You don’t get the warm fuzzies from a Luis Buñuel movie. The most famous moment from his first film -- Un Chien andalou, co-directed with Salvador Dalí -- is a woman getting her eye slashed with a straight razor. While on closer inspection the gutted eye is from a dead donkey, the image still has the power to shock 85 years later. Though the movie was a collaboration, you can discern Buñuel's vision in this early work -- shots of ants coming out of bodily orifices is pure Dalí; the caustic satire against the clergy is pure Buñuel. Dalí's images are strange and beautiful. Buñuel's are subversive.
Though Dalí and Buñuel worked together again on the scorchingly anti-Catholic L’Age d’or, their collaboration fell apart in pre-production. Dalí just wanted to tweak those in power. Buñuel, a committed leftist, wanted to undermine the whole bourgeoisie.
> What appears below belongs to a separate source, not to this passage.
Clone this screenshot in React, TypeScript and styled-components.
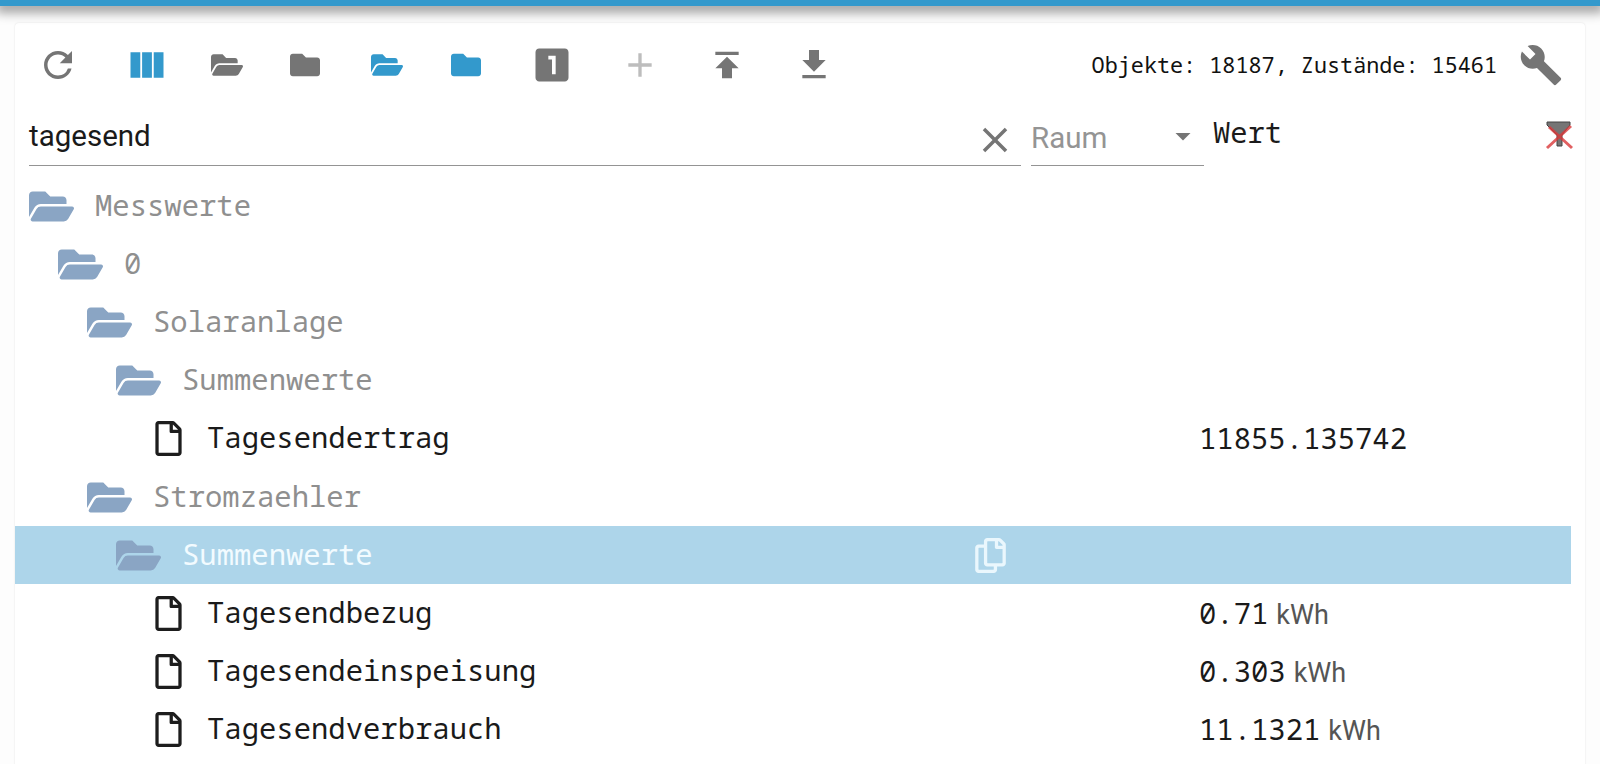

Land Without Bread (Las Hurdes: Tierra Sin Pan) is Buñuel's first movie without Dalí. Though lacking many of the overt surrealist flourishes of his earlier movies – no ocular mutilation here – this 1933 film is much more unsettling. Ostensibly a documentary about the Las Hurdes region located in a remote corner of Spain, the film is in fact a lacerating parody of travel documentaries. Novelist Graham Greene, in a review of the movie for Night and Day magazine, called it “an honest and hideous picture.” You can watch it above.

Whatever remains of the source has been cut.